The way in which this story is told is very gutsy; gutsy in a way that could either make or break the film. It took me a day or two before I really began to understand what Ash was going for. There are some metaphors presented that require deeper level thinking and one big one that suddenly and unexpectedly turns the majority of the movie into one big allegory. It is at this daring moment in the storytelling that some will either appreciate Twin Cities for what it accomplishes with compelling narrative or be turned off completely – labeling the film as “pretentious.” After mulling the film over I admittedly I fall in the camp of admiration.

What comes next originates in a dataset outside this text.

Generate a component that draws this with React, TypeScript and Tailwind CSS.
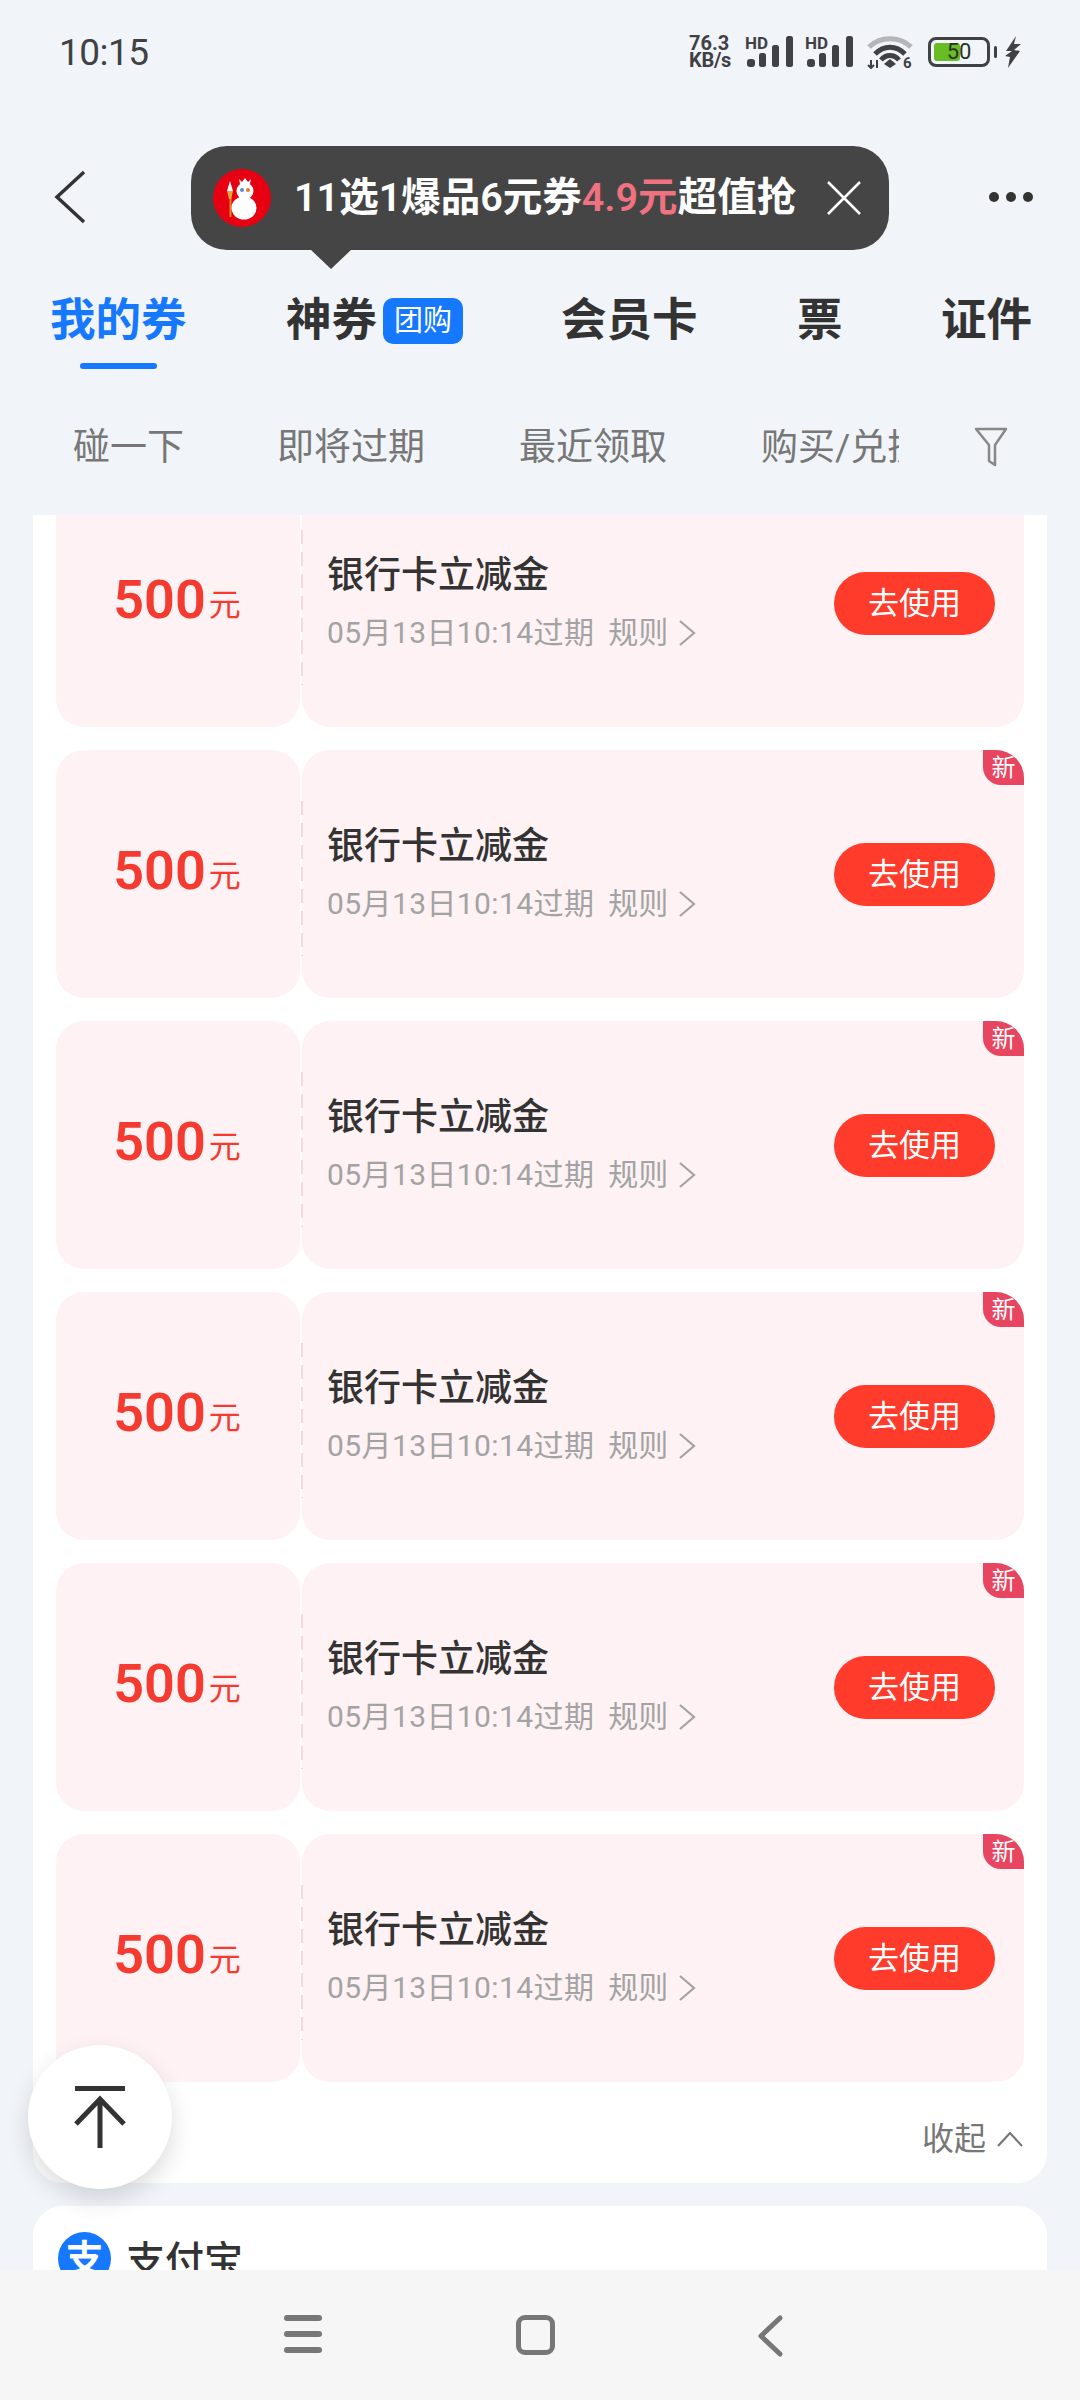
const cjk = "font-['Roboto','Noto_Sans_CJK_SC',sans-serif]";

function Bars() {
  return (
    <div className="relative h-[32px] w-[48px]">
      <span className="absolute left-0 top-0 text-[17px] font-bold leading-[14px] text-[#3f4145]">HD</span>
      <svg width="48" height="32" viewBox="0 0 48 32" className="absolute left-0 top-0">
        <rect x="2" y="23" width="8" height="8" rx="3" fill="#3f4145" />
        <rect x="14" y="17" width="7" height="14" rx="2.5" fill="#3f4145" />
        <rect x="27" y="9" width="7" height="22" rx="2.5" fill="#3f4145" />
        <rect x="41" y="0" width="7" height="31" rx="2.5" fill="#3f4145" />
      </svg>
    </div>
  );
}

function StatusBar() {
  return (
    <div className="flex h-[100px] items-center justify-between pl-[59px] pr-[58px] pt-[4px] text-[#3f4145]">
      <span className="text-[37px] leading-none tracking-[-0.5px]">10:15</span>
      <div className="flex items-center">
        <div className="flex w-[50px] flex-col text-[20px] font-bold leading-[17px]">
          <span>76.3</span>
          <span className="tracking-[-0.3px]">KB/s</span>
        </div>
        <div className="ml-[6px]"><Bars /></div>
        <div className="ml-[12px]"><Bars /></div>
        <svg width="46" height="34" viewBox="0 0 46 34" className="ml-[14px]">
          <path d="M2 12 C13 1 33 1 44 12" fill="none" stroke="#b4b6b9" strokeWidth="5" />
          <path d="M8 19 C17 10 29 10 38 19" fill="none" stroke="#3f4145" strokeWidth="5" />
          <path d="M14 25 C19 19 27 19 32 25" fill="none" stroke="#3f4145" strokeWidth="5" />
          <path d="M23 24 L29 29 L23 33 L17 29 Z" fill="#3f4145" />
          <path d="M4 25 V33 M1 30 L4 33 L7 30 M10 33 V25" fill="none" stroke="#3f4145" strokeWidth="2" />
          <text x="36" y="33" fontSize="15" fontWeight="700" fill="#3f4145">6</text>
        </svg>
        <div className="relative ml-[15px] h-[30px] w-[62px] rounded-[8px] border-[3px] border-[#3f4145] p-[3px]">
          <div className="h-full w-[26px] rounded-[3px] bg-[#68bd25]" />
          <span className="absolute inset-0 flex items-center justify-center text-[22px] leading-none text-[#27331e]">50</span>
        </div>
        <div className="ml-[4px] h-[12px] w-[3px] rounded-full bg-[#3f4145]" />
        <svg width="18" height="32" viewBox="0 0 18 32" className="ml-[7px]">
          <path d="M12 0 L2 15 L8 15 L1 20 L6 21 L4 32 L16 15 L10 14 L17 8 L10 8 Z" fill="#3f4145" />
        </svg>
      </div>
    </div>
  );
}

function Snowman() {
  return (
    <svg width="58" height="58" viewBox="0 0 58 58" className="shrink-0">
      <circle cx="29" cy="29" r="29" fill="#e60012" />
      <path d="M17 12 L20 22 H14 Z" fill="#fff" />
      <rect x="16.5" y="22" width="2" height="26" fill="#d98a1e" />
      <path d="M14 22 H20 L18 30 H16 Z" fill="#e9a53a" />
      <path d="M26 10 L29 13 L32 9 L35 13 L38 10 L37 15 H27 Z" fill="#fff" />
      <circle cx="32" cy="22" r="8.5" fill="#fff" />
      <circle cx="29" cy="21" r="2" fill="#5b8bd6" />
      <circle cx="35" cy="21" r="2" fill="#e87b2f" />
      <ellipse cx="31" cy="39" rx="12.5" ry="11.5" fill="#fff" />
    </svg>
  );
}

function Tooltip() {
  return (
    <div className="absolute left-[191px] top-[146px] z-10 flex h-[104px] w-[698px] items-center rounded-[36px] bg-[#454546] pl-[22px]">
      <Snowman />
      <span className="ml-[23px] w-[511px] whitespace-nowrap text-[39.5px] font-semibold leading-none text-white">
        11选1爆品6元券<span className="text-[#f0717f]">4.9元</span>超值抢
      </span>
      <svg width="36" height="36" viewBox="0 0 36 36" className="ml-[21px]">
        <path d="M2 2 L34 34 M34 2 L2 34" stroke="#fff" strokeWidth="2.5" />
      </svg>
      <div className="absolute left-[119px] top-[103px] h-0 w-0 border-x-[21px] border-t-[20px] border-x-transparent border-t-[#454546]" />
    </div>
  );
}

function NavRow() {
  return (
    <div className="flex h-[96px] items-center justify-between pl-[54px] pr-[47px]">
      <svg width="32" height="54" viewBox="0 0 32 54">
        <path d="M30 2 L3 27 L30 52" fill="none" stroke="#333" strokeWidth="3.5" />
      </svg>
      <div className="flex gap-[7px]">
        <span className="h-[10px] w-[10px] rounded-full bg-[#333]" />
        <span className="h-[10px] w-[10px] rounded-full bg-[#333]" />
        <span className="h-[10px] w-[10px] rounded-full bg-[#333]" />
      </div>
    </div>
  );
}

function Tabs() {
  return (
    <div className="relative mt-[52px] flex h-[72px] items-start whitespace-nowrap pl-[50px] text-[45.5px] font-semibold leading-[48px] text-[#333]">
      <div className="flex w-[236px] flex-col">
        <span className="text-[#1677ff]">我的券</span>
        <span className="ml-[30px] mt-[18px] h-[6px] w-[77px] rounded-full bg-[#1677ff]" />
      </div>
      <div className="flex w-[275px] items-center">
        <span>神券</span>
        <span className="ml-[6px] flex h-[46px] w-[80px] items-center justify-center rounded-[10px] bg-[#1677ff] text-[29px] font-normal leading-none text-white">团购</span>
      </div>
      <span className="w-[236px]">会员卡</span>
      <span className="w-[144px]">票</span>
      <span>证件</span>
    </div>
  );
}

function SubTabs() {
  return (
    <div className="mt-[43px] flex h-[70px] items-center pl-[73px] text-[37px] leading-none text-[#777]">
      <span className="w-[204px] whitespace-nowrap">碰一下</span>
      <span className="w-[242px] whitespace-nowrap">即将过期</span>
      <span className="w-[242px] whitespace-nowrap">最近领取</span>
      <span className="w-[138px] overflow-hidden whitespace-nowrap">购买/兑换</span>
      <svg width="34" height="40" viewBox="0 0 34 40" className="ml-[75px]">
        <path d="M2 2 H32 L21 18 V38 L15 34 V18 Z" fill="none" stroke="#888" strokeWidth="2.5" strokeLinejoin="round" />
      </svg>
    </div>
  );
}

function Coupon({ isNew }: { isNew: boolean }) {
  return (
    <div className="flex h-[248px] gap-[2px]">
      <div className="flex w-[244px] items-center justify-center rounded-[28px] bg-[#fef2f4] pb-[7px] pr-[2px] text-[#f53b30]">
        <span className="text-[54px] font-semibold leading-none">500</span>
        <span className="ml-[3px] mt-[10px] text-[32px] leading-none">元</span>
      </div>
      <div className="relative flex flex-1 items-center rounded-[28px] bg-[#fef2f4] pl-[25px] pr-[29px]">
        <div className="absolute bottom-[42px] left-[-1px] top-[51px] w-[2px] bg-[repeating-linear-gradient(to_bottom,#f7d7de_0,#f7d7de_14px,transparent_14px,transparent_22px)]" />
        {isNew && (
          <span className="absolute right-0 top-0 flex h-[35px] w-[41px] items-center justify-center rounded-bl-[18px] rounded-tr-[28px] bg-[#e84560] text-[24px] leading-none text-white">新</span>
        )}
        <div className="flex-1">
          <div className="text-[37px] font-medium leading-[44px] text-[#333]">银行卡立减金</div>
          <div className="mt-[15px] flex items-center text-[30px] leading-[40px] text-[#a3a3a3]">
            <span className="tracking-[0.4px]">05月13日10:14过期</span>
            <span className="ml-[14px]">规则</span>
            <svg width="18" height="28" viewBox="0 0 18 28" className="ml-[10px]">
              <path d="M2 2 L16 14 L2 26" fill="none" stroke="#a3a3a3" strokeWidth="2.2" />
            </svg>
          </div>
        </div>
        <button className="flex h-[63px] w-[161px] items-center justify-center rounded-full bg-[#ff3b2c] text-[31px] leading-none text-white">去使用</button>
      </div>
    </div>
  );
}

function BottomNav() {
  return (
    <div className="flex h-[130px] shrink-0 items-start bg-[#f6f6f6] pl-[284px] pt-[45px]">
      <div className="flex h-[38px] w-[38px] flex-col justify-between">
        <span className="h-[6px] rounded-full bg-[#777]" />
        <span className="h-[6px] rounded-full bg-[#777]" />
        <span className="h-[6px] rounded-full bg-[#777]" />
      </div>
      <div className="ml-[194px] h-[40px] w-[39px] rounded-[9px] border-[5px] border-[#777]" />
      <svg width="26" height="42" viewBox="0 0 26 42" className="ml-[202px]">
        <path d="M23 3 L4 21 L23 39" fill="none" stroke="#777" strokeWidth="5" strokeLinecap="round" strokeLinejoin="round" />
      </svg>
    </div>
  );
}

export default function App() {
  return (
    <div className={`relative flex h-[2400px] w-[1080px] flex-col overflow-hidden bg-[#f1f4f9] ${cjk}`}>
      <StatusBar />
      <div className="h-[49px]" />
      <NavRow />
      <Tabs />
      <SubTabs />
      <Tooltip />

      <div className="h-[33px]" />
      <div className="min-h-0 flex-1 overflow-hidden px-[33px]">
        <div className="rounded-b-[30px] bg-white px-[23px] pb-[26px]">
          <div className="mt-[-36px] flex flex-col gap-[23px]">
            <Coupon isNew={false} />
            <Coupon isNew />
            <Coupon isNew />
            <Coupon isNew />
            <Coupon isNew />
            <Coupon isNew />
          </div>
          <div className="mt-[39px] flex items-center justify-end text-[32px] leading-[36px] text-[#777]">
            <span>收起</span>
            <svg width="28" height="18" viewBox="0 0 28 18" className="ml-[10px]">
              <path d="M2 16 L14 3 L26 16" fill="none" stroke="#777" strokeWidth="2.2" />
            </svg>
          </div>
        </div>
        <div className="mt-[23px] h-[200px] rounded-t-[30px] bg-white px-[25px] pt-[26px]">
          <div className="flex items-center">
            <div className="flex h-[53px] w-[53px] items-center justify-center rounded-full bg-[#1677ff] text-[38px] font-bold leading-none text-white">支</div>
            <span className="ml-[15px] mt-[6px] text-[39px] font-medium leading-none text-[#333]">支付宝</span>
          </div>
        </div>
      </div>
      <BottomNav />

      <div className="absolute left-[28px] top-[2045px] flex h-[144px] w-[144px] items-center justify-center rounded-full bg-white shadow-[0_10px_24px_rgba(0,0,0,0.14)]">
        <svg width="52" height="62" viewBox="0 0 52 62">
          <rect x="1" y="0" width="50" height="5" fill="#333" />
          <path d="M26 62 V13 M2 38 L26 13 L50 38" fill="none" stroke="#333" strokeWidth="5" />
        </svg>
      </div>
    </div>
  );
}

The characters John and Emily, played to perfection by Clarence Wethern and Bethany Ford Binkley, are a married couple that long for the days where they were once happy. Both are overworked, and stressed over deadlines to the point that the romance has fizzled out. However, after John is diagnosed with terminal cancer, he realizes that living in the moment and sparking a new romance with his pregnant and loving wife is his most important priority before his apparent death. However, their relationships takes some very surreal turns in a way that nobody could have predicted.
As stated, the film is not perfect – its biggest flaw being the editing. The beginning of the film is hard to follow because it jumps back and forth between different times in John and Emily’s relationship yet with no clear sign of when it does so. It happens often, and without warning. There were times where I was forced to look for Emily’s pregnant belly or for a ring on her finger just so that I would know where in the timeline of their relationship we stood – “wait, are they married right now or are they dating?” Clearer editing cuts or possibly changing filters or lighting would have made these time changes more apparent, therefore making the film easier to follow. The movie also runs a little long, there were some scenes, or sequences with scenes, that needed to be trimmed out. Better allowing for more fluid pacing from beginning to end.
Even if the film is not to your particular liking, it offers many themes to ponder over. The acting is excellent and storytelling compelling (once you are able to understand where scenes lie in the timeline). This is not a film for everyone, but one I think everyone should view due to the themes it puts in your mind to ponder. I’m giving Twin Cities a score of 6/10. It trips over itself at times, and needs work with editing and pacing, but offers great performances and genius level directing.